Pressure-flow relations in the pulmonary artery during myocardial ischaemia: implications for right ventricular function in coronary disease.

Abstract

Because exercise induced pulmonary hypertension may disturb optimal coupling between the right ventricle and pulmonary artery in coronary artery disease, high fidelity pulmonary artery and right ventricular pressure and electromagnetic pulmonary artery flow velocity data were recorded at rest and during supine exercise in 10 control subjects free of detectable cardiovascular disease and in 11 patients with coronary artery disease. The pulmonary artery impedance and power spectra were calculated from Fourier analysis of pressure and flow waveforms.
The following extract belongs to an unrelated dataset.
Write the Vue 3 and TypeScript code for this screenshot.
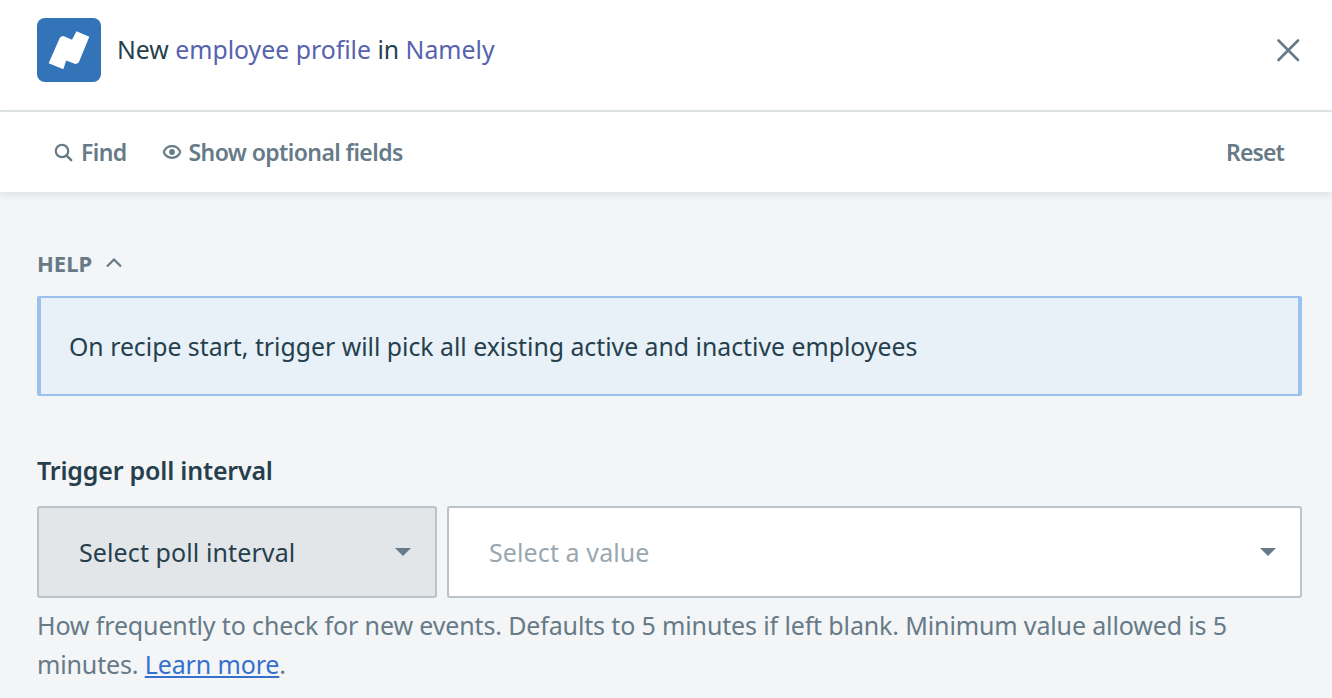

Total hydraulic power expended per unit of forward flow was computed as an index of right ventricular-pulmonary artery coupling. In coronary artery disease exercise produced substantial increases in pulmonary artery pressure, pulmonary artery characteristic impedance, and total power per unit flow. These changes did not occur in control subjects. Despite a significant exercise increase in right ventricular end diastolic pressure and peak right ventricular dP/dt, and independent of the presence of right coronary artery involvement, the right ventricular stroke output response during exercise was significantly blunted in the coronary artery disease patients. Pulmonary vascular resistance was unchanged by exercise in either group. Exercise induced ischaemia presents an increased pulsatile hydraulic load to the right ventricle. Increased pulmonary artery input impedance impairs the hydraulic efficiency of right ventricular-pulmonary artery coupling and may contribute to the limitation of right ventricular ejection performance in coronary artery disease.